◆ EXERCISE MATERIALS ◆
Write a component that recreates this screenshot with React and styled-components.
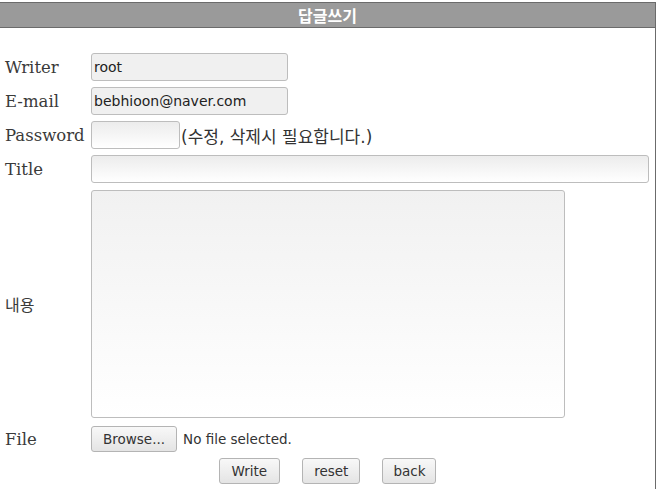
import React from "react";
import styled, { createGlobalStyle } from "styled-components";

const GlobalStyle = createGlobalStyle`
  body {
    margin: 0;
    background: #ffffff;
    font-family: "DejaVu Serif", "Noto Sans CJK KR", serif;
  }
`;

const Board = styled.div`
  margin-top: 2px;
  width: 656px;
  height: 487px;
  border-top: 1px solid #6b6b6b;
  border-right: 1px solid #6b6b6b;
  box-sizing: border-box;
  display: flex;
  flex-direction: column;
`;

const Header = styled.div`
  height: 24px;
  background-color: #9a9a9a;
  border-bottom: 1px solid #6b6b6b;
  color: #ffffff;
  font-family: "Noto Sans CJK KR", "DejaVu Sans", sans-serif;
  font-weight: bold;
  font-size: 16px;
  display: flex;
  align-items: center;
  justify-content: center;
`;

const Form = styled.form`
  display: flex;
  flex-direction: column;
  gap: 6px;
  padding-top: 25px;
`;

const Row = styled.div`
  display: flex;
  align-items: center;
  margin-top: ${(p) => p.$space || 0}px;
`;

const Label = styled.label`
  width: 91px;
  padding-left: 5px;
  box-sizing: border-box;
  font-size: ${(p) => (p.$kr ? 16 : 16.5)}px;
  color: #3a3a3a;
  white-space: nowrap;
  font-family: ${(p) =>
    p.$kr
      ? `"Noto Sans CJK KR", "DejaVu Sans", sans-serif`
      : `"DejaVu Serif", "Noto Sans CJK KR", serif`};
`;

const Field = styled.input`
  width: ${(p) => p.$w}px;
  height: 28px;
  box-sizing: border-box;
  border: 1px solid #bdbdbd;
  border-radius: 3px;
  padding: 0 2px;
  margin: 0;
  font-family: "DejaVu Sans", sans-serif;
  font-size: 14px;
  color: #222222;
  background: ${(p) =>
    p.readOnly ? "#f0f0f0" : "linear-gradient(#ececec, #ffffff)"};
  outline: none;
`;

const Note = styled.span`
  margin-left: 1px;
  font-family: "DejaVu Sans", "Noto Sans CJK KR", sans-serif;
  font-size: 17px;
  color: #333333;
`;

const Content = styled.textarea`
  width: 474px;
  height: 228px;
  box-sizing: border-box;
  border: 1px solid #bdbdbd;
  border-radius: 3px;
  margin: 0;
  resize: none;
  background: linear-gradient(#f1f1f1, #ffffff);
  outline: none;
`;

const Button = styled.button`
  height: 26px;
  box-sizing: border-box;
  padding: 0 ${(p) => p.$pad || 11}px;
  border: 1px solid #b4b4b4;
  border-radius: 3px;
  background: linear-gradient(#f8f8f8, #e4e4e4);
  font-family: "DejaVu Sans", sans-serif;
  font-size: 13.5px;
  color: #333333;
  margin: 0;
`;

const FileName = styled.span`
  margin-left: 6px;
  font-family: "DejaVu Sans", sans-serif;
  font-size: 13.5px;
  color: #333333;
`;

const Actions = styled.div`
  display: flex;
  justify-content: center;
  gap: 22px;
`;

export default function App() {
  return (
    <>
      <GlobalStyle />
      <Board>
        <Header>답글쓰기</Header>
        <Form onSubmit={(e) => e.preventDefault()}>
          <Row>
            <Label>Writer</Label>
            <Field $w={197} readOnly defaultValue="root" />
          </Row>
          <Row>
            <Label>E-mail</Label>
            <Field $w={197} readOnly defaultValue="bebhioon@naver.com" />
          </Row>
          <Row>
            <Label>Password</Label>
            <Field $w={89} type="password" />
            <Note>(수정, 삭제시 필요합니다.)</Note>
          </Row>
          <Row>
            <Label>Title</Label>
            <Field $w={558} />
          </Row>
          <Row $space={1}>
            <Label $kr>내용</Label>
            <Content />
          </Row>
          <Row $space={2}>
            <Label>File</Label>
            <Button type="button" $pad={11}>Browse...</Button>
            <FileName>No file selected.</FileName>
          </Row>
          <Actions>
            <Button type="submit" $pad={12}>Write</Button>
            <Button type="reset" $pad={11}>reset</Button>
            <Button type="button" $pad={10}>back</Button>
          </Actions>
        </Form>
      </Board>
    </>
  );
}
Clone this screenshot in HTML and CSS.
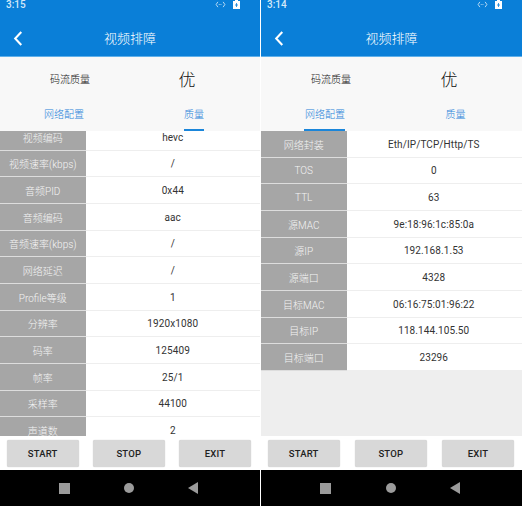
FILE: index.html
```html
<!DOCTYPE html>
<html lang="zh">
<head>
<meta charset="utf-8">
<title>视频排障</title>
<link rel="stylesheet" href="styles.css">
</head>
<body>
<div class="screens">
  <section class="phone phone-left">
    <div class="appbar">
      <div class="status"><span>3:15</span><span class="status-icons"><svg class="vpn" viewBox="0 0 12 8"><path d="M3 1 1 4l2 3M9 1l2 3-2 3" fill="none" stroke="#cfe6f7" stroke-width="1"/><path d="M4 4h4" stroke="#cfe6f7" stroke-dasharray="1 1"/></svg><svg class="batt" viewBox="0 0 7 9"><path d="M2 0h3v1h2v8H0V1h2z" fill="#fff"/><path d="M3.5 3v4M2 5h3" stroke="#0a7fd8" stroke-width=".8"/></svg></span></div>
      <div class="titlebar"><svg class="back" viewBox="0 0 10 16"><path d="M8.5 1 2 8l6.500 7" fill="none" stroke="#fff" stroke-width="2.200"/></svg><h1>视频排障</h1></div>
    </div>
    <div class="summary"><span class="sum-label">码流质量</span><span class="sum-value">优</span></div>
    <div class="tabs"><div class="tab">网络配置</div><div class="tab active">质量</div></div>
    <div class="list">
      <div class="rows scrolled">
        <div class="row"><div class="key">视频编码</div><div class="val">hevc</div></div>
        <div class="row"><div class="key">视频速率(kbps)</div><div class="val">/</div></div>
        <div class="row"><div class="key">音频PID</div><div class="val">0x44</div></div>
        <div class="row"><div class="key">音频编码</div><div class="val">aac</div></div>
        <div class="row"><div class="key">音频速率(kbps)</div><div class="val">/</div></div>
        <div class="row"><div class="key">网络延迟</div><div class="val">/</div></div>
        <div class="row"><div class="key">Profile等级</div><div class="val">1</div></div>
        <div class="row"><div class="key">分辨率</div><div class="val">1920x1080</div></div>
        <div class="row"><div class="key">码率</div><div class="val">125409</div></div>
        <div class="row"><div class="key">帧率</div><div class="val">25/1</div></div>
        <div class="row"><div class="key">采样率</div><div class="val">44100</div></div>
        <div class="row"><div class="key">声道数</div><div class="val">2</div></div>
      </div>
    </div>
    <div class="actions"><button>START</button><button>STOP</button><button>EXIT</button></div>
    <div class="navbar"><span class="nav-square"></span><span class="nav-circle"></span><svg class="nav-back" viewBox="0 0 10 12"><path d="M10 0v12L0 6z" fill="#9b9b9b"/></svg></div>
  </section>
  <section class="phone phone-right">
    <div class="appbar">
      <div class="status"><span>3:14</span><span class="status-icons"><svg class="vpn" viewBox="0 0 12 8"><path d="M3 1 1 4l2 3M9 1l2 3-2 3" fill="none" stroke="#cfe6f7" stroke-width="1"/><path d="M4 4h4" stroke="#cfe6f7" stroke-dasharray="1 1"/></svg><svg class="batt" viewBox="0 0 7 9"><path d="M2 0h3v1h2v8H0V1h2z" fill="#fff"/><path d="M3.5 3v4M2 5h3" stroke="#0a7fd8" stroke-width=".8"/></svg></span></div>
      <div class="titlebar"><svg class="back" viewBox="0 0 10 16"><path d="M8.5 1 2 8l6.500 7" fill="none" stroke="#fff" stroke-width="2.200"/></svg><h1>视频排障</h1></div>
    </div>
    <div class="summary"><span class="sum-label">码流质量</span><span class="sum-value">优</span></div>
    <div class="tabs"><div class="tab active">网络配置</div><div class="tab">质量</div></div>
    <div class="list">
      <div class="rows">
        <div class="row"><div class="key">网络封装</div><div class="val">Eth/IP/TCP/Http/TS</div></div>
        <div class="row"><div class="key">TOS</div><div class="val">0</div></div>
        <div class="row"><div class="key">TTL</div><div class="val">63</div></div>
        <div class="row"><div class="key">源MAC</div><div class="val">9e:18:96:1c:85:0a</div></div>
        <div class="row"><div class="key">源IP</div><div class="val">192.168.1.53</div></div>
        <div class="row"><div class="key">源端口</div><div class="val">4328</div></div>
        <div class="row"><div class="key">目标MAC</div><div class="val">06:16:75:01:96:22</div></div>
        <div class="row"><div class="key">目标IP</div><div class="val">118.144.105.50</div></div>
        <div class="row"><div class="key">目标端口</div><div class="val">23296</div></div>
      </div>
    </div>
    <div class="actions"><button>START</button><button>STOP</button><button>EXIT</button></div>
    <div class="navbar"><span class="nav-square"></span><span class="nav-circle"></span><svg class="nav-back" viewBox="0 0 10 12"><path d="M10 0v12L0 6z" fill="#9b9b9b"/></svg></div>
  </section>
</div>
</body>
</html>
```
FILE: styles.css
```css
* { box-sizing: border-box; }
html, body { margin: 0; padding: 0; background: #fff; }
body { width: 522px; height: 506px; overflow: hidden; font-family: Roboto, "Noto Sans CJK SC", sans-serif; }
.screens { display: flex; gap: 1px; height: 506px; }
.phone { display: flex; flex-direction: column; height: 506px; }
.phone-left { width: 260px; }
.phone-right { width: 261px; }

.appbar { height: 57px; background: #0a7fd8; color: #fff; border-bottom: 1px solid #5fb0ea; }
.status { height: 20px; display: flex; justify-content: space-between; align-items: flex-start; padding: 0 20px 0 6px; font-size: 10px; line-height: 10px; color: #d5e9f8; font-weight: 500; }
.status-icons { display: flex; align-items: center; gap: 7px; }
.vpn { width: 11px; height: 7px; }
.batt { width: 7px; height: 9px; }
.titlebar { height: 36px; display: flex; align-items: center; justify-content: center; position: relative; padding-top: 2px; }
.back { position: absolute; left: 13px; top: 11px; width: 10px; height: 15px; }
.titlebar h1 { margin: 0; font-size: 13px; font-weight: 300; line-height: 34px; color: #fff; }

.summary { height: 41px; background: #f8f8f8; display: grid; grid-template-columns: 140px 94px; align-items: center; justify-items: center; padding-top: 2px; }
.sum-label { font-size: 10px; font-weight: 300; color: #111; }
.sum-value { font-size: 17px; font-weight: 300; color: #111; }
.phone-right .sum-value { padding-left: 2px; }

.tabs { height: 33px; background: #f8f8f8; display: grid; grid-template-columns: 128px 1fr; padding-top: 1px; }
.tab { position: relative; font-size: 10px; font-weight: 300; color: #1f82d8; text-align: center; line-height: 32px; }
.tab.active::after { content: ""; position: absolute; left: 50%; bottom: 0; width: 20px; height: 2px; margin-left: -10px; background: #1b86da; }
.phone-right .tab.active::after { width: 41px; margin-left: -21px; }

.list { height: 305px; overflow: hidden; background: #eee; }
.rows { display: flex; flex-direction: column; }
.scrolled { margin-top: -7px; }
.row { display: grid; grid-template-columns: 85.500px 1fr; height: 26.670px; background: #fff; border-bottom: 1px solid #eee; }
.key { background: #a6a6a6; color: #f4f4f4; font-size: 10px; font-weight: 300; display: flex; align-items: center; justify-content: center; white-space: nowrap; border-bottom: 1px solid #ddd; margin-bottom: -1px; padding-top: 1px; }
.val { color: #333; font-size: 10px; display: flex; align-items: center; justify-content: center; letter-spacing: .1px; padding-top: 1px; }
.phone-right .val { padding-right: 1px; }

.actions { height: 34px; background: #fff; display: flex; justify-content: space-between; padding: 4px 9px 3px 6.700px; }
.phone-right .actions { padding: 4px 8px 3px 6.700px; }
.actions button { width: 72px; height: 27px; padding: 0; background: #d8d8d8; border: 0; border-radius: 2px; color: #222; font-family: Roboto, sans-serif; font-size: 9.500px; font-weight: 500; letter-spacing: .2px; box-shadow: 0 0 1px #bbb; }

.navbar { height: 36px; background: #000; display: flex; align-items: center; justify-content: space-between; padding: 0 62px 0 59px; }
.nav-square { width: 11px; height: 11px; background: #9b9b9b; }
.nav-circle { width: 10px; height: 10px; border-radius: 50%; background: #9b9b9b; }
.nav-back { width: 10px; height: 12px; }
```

◆ YOUR INSTRUCTIONS ◆
Filter the data for the string "components" and copy every line that has it.

◆ ANSWER BELOW ◆
Write a component that recreates this screenshot with React and styled-components.
import styled, { createGlobalStyle } from "styled-components";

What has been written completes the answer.